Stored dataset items
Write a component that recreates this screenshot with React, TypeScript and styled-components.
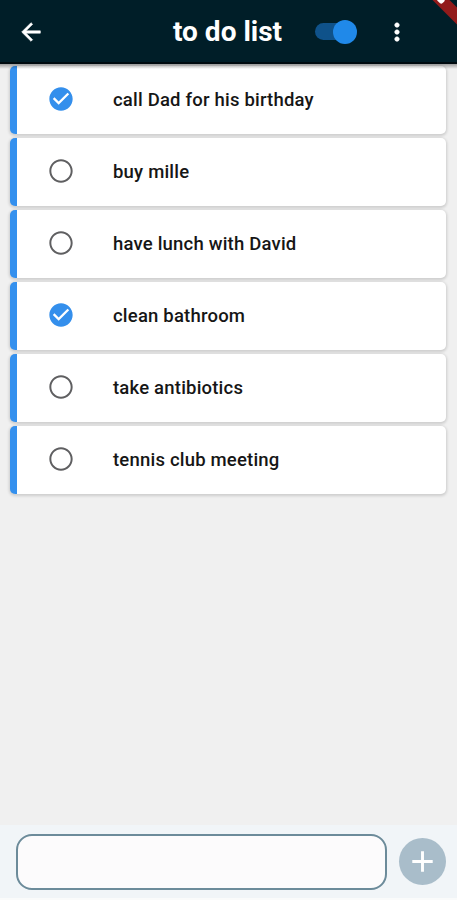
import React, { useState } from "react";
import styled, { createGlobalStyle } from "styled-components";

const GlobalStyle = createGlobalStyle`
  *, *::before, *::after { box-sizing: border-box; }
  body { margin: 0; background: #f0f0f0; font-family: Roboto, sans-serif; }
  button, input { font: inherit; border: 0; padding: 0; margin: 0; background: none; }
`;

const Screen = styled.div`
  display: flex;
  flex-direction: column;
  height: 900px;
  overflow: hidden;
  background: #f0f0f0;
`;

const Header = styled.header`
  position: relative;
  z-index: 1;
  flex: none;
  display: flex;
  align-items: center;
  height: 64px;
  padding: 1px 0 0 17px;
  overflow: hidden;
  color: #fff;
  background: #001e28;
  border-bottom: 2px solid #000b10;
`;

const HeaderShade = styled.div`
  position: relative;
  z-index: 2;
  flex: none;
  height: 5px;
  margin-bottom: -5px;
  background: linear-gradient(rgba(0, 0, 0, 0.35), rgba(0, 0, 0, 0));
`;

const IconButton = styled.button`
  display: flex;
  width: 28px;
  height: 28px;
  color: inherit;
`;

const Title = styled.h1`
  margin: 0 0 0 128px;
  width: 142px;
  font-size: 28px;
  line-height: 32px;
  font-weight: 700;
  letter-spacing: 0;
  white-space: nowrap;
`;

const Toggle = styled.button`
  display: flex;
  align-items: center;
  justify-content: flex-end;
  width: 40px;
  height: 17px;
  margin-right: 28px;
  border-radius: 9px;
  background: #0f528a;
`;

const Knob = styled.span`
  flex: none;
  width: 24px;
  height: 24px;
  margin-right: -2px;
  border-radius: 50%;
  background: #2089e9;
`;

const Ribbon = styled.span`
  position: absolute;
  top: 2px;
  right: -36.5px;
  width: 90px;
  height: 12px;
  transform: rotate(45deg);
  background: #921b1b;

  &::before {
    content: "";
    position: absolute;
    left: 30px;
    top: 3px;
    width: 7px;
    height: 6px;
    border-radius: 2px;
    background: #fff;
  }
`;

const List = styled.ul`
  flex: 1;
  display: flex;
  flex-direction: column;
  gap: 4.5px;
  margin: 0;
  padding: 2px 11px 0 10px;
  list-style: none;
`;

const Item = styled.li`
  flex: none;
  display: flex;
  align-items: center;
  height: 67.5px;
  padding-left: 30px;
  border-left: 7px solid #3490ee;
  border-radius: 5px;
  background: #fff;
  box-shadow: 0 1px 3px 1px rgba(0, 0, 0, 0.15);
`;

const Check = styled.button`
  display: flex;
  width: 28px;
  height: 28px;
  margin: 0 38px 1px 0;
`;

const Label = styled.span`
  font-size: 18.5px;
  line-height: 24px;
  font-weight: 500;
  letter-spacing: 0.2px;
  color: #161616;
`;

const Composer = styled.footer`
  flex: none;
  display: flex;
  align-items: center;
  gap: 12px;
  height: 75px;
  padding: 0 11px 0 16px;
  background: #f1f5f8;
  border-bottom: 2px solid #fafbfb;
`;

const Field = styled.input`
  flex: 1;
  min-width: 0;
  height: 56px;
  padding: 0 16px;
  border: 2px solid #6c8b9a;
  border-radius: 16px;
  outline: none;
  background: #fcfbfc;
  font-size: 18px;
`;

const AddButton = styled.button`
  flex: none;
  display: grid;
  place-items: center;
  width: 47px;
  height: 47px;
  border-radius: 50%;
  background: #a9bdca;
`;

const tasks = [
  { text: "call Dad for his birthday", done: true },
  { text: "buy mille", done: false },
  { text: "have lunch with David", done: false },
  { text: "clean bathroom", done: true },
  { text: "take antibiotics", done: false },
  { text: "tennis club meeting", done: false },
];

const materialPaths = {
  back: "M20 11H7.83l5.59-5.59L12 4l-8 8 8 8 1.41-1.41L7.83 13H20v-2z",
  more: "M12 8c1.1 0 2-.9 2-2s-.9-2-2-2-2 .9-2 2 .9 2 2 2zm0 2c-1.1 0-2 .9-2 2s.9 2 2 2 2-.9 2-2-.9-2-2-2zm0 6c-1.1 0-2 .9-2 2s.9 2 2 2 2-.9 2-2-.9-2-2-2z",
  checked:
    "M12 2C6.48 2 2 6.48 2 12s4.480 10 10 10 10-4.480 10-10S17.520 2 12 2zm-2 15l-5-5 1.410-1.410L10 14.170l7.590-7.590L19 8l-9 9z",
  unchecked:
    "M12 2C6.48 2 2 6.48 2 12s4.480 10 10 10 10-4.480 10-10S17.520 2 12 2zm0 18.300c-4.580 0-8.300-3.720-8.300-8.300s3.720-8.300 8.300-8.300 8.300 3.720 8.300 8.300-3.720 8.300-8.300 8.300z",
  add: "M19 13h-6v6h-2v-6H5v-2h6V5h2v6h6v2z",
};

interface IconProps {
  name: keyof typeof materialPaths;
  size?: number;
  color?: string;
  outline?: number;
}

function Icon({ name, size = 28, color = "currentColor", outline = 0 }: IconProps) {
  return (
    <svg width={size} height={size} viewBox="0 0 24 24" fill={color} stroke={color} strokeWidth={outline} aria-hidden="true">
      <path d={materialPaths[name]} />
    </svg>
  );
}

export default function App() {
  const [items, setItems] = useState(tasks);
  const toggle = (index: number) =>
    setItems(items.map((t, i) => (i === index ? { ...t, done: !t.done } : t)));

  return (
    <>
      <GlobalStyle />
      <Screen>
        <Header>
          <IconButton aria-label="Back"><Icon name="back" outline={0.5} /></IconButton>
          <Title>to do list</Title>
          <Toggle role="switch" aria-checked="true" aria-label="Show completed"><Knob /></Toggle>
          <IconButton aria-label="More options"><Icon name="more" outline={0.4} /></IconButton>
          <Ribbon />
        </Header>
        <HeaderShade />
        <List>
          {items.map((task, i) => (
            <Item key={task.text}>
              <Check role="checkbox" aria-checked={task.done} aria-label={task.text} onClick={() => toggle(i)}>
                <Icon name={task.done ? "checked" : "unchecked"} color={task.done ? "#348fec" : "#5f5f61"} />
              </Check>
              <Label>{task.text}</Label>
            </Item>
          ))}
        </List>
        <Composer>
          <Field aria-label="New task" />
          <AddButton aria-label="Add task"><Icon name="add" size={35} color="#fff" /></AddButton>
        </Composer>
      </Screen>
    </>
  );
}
---
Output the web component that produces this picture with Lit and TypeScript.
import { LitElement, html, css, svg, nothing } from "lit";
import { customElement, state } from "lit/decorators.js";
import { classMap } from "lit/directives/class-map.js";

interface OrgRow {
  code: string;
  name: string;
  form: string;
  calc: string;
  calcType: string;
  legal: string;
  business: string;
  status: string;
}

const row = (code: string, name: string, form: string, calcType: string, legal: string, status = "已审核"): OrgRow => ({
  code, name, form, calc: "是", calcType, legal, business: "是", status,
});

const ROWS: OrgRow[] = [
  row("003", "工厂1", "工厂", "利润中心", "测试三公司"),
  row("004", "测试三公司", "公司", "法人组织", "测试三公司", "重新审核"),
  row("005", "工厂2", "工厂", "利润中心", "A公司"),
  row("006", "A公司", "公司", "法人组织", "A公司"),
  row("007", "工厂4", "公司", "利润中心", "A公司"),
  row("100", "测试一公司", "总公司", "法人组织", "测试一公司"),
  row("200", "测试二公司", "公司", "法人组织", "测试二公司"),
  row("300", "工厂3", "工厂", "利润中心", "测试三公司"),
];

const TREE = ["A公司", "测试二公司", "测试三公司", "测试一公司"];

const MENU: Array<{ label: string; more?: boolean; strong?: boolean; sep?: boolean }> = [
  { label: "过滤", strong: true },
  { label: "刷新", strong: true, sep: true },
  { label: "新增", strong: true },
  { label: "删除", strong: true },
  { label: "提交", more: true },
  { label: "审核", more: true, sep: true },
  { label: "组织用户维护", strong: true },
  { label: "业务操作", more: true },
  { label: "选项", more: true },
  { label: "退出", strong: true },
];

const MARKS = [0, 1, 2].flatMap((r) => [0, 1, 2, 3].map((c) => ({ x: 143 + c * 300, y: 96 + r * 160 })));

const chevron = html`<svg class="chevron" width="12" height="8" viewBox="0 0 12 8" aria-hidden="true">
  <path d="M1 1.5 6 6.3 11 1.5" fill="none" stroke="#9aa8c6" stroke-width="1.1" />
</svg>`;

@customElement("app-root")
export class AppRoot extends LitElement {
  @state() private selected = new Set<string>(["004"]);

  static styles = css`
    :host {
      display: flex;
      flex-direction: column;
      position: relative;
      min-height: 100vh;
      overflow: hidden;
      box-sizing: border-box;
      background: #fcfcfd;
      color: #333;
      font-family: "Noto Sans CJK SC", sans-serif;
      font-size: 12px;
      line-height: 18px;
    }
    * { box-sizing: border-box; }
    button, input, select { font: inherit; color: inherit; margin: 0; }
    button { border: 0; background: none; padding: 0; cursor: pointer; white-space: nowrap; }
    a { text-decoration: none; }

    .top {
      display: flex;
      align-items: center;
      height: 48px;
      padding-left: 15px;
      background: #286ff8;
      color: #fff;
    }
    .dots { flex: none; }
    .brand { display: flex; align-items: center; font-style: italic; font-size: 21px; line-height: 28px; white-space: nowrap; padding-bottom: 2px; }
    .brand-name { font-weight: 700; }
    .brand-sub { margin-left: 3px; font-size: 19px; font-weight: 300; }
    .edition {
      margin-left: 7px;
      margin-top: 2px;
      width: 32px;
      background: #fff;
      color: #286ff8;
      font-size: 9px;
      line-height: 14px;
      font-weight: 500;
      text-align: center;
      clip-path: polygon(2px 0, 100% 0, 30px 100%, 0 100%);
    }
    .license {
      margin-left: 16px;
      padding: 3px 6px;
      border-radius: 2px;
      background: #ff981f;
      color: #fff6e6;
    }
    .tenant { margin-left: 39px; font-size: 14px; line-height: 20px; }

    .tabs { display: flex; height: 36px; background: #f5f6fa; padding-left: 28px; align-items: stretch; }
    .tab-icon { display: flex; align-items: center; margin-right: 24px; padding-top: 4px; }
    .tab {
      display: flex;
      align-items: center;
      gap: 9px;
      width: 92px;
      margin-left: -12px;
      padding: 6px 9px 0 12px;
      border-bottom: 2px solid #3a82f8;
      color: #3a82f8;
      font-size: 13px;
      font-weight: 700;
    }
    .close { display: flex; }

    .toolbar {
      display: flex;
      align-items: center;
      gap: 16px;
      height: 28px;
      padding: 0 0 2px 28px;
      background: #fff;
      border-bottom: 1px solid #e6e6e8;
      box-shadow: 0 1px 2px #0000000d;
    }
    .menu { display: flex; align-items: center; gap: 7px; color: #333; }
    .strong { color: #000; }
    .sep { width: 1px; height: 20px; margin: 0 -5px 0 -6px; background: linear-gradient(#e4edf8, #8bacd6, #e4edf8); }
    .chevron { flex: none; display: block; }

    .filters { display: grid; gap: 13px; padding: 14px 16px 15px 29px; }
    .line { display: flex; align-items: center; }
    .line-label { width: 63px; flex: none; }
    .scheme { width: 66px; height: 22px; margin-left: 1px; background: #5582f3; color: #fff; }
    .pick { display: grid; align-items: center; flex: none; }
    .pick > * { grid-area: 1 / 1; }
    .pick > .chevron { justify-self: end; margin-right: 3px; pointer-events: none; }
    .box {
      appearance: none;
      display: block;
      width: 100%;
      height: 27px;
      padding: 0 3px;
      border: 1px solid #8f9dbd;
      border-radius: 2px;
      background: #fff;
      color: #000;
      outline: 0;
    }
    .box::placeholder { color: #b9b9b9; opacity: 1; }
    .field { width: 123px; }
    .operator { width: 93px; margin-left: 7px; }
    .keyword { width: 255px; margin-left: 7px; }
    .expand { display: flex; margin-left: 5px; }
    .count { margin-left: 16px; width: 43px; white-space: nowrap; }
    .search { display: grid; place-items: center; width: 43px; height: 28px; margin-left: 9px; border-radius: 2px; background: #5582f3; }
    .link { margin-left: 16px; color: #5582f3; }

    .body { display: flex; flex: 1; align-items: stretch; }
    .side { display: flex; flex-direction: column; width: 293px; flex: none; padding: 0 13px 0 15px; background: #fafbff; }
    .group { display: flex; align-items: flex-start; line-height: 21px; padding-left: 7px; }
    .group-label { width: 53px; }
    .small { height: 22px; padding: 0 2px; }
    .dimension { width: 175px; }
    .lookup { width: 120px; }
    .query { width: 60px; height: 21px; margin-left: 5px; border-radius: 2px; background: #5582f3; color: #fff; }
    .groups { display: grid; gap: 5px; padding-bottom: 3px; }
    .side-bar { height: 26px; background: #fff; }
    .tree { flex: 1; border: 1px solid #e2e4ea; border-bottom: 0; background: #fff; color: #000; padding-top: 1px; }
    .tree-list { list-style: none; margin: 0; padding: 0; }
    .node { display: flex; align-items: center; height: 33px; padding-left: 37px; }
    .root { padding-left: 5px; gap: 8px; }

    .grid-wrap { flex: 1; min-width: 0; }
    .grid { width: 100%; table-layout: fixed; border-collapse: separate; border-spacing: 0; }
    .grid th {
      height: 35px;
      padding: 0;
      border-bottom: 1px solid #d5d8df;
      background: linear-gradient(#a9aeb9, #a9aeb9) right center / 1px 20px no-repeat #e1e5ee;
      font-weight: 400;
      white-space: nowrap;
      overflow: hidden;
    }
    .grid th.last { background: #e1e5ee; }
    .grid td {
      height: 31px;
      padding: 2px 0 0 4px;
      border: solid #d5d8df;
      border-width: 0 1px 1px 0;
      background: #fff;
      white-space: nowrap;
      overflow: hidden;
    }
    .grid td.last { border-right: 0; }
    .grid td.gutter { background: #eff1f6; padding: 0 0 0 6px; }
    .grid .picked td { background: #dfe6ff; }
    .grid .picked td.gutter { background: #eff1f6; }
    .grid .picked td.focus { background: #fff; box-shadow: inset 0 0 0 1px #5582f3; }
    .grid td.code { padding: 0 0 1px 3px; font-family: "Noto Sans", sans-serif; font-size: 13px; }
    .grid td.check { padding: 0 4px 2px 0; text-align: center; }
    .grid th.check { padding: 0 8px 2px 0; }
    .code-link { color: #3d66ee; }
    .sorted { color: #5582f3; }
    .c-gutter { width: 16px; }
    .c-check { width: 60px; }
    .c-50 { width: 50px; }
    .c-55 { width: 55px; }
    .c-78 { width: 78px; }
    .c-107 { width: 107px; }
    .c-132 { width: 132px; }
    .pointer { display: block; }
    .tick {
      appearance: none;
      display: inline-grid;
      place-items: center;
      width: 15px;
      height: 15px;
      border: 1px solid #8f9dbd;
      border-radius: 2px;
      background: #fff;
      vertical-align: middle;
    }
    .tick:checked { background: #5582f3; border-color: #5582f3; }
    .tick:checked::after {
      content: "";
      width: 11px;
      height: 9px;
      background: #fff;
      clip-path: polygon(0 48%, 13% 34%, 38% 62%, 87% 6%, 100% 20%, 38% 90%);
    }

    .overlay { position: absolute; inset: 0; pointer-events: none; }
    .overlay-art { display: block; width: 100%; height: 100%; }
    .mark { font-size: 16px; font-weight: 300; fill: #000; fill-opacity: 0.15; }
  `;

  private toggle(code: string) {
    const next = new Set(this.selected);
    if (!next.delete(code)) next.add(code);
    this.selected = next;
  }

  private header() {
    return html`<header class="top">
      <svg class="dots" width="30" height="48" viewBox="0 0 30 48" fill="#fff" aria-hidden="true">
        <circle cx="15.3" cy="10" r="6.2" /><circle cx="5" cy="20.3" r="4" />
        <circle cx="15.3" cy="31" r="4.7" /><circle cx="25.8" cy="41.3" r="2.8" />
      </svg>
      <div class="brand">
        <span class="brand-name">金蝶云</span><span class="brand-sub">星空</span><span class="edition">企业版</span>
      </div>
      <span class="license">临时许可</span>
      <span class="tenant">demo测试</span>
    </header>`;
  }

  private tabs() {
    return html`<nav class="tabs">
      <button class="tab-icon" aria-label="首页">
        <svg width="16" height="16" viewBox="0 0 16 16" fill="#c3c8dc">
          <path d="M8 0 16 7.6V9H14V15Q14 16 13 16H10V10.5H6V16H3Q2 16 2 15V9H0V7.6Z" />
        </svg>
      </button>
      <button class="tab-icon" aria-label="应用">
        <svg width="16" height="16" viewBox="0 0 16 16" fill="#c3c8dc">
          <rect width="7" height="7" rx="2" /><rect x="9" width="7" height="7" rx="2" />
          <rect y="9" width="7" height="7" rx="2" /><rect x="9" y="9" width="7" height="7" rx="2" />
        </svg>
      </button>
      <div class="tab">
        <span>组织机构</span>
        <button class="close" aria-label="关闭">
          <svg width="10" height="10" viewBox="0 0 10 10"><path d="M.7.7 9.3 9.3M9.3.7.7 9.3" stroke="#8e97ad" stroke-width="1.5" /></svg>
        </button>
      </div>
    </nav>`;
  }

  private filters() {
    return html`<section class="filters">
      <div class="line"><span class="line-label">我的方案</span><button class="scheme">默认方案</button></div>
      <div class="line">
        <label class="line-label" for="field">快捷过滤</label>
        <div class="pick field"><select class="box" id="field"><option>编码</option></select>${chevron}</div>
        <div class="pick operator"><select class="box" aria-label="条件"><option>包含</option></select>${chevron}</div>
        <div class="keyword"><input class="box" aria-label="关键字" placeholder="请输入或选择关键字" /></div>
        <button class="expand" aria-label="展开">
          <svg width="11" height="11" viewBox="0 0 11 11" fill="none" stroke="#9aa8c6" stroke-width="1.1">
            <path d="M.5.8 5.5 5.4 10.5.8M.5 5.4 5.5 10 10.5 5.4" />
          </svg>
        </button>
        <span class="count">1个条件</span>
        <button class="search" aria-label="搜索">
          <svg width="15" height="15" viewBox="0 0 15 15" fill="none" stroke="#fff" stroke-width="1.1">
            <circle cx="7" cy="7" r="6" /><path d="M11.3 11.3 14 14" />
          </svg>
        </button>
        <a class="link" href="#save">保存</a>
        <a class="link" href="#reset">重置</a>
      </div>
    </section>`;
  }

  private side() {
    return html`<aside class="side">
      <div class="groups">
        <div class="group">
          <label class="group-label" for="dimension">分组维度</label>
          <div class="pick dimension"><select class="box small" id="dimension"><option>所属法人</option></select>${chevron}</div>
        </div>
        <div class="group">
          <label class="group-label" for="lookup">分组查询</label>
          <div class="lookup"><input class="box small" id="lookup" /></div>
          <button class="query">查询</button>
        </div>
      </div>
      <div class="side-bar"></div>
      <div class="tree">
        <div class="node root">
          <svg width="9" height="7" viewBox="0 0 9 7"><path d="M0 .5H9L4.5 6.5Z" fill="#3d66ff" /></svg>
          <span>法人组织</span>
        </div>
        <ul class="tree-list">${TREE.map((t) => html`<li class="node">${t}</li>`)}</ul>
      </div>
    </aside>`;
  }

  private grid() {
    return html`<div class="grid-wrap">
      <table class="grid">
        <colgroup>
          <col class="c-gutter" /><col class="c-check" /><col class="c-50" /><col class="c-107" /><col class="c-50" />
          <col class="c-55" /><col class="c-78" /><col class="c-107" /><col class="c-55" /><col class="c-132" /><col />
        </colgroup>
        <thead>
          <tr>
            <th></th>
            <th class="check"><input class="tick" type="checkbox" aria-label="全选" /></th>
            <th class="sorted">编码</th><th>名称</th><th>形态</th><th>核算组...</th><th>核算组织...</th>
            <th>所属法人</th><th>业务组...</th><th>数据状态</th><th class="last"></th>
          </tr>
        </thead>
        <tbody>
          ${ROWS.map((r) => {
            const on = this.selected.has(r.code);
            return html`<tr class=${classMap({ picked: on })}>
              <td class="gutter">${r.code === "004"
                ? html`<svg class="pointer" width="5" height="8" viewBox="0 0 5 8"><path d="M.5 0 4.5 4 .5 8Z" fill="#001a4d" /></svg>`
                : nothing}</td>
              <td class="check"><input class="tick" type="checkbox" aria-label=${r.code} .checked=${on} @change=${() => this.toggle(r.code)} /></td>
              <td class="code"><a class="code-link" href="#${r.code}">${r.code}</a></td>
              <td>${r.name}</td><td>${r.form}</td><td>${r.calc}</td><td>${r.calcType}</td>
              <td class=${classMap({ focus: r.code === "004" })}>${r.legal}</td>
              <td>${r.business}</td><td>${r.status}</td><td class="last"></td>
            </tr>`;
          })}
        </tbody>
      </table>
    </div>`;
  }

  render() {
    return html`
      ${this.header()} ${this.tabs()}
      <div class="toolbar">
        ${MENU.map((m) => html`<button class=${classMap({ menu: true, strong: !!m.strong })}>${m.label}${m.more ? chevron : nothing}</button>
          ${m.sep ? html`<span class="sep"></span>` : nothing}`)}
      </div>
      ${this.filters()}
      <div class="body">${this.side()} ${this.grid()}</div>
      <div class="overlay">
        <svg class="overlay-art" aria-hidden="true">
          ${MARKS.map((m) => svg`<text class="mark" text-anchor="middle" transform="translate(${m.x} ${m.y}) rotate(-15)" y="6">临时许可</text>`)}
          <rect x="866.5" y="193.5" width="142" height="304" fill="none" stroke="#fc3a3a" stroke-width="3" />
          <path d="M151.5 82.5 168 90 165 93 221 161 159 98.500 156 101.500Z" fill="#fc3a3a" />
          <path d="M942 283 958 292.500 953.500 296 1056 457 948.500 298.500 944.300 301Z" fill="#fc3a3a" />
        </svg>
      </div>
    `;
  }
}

• _Task directions_: Both the line with "Write a component" and the line with "background: #921b1b;" belong in the copy, along with every line between them; set them down exactly and skip the pictures.

• _In response_:
Write a component that recreates this screenshot with React, TypeScript and styled-components.
import React, { useState } from "react";
import styled, { createGlobalStyle } from "styled-components";

const GlobalStyle = createGlobalStyle`
  *, *::before, *::after { box-sizing: border-box; }
  body { margin: 0; background: #f0f0f0; font-family: Roboto, sans-serif; }
  button, input { font: inherit; border: 0; padding: 0; margin: 0; background: none; }
`;

const Screen = styled.div`
  display: flex;
  flex-direction: column;
  height: 900px;
  overflow: hidden;
  background: #f0f0f0;
`;

const Header = styled.header`
  position: relative;
  z-index: 1;
  flex: none;
  display: flex;
  align-items: center;
  height: 64px;
  padding: 1px 0 0 17px;
  overflow: hidden;
  color: #fff;
  background: #001e28;
  border-bottom: 2px solid #000b10;
`;

const HeaderShade = styled.div`
  position: relative;
  z-index: 2;
  flex: none;
  height: 5px;
  margin-bottom: -5px;
  background: linear-gradient(rgba(0, 0, 0, 0.35), rgba(0, 0, 0, 0));
`;

const IconButton = styled.button`
  display: flex;
  width: 28px;
  height: 28px;
  color: inherit;
`;

const Title = styled.h1`
  margin: 0 0 0 128px;
  width: 142px;
  font-size: 28px;
  line-height: 32px;
  font-weight: 700;
  letter-spacing: 0;
  white-space: nowrap;
`;

const Toggle = styled.button`
  display: flex;
  align-items: center;
  justify-content: flex-end;
  width: 40px;
  height: 17px;
  margin-right: 28px;
  border-radius: 9px;
  background: #0f528a;
`;

const Knob = styled.span`
  flex: none;
  width: 24px;
  height: 24px;
  margin-right: -2px;
  border-radius: 50%;
  background: #2089e9;
`;

const Ribbon = styled.span`
  position: absolute;
  top: 2px;
  right: -36.5px;
  width: 90px;
  height: 12px;
  transform: rotate(45deg);
  background: #921b1b;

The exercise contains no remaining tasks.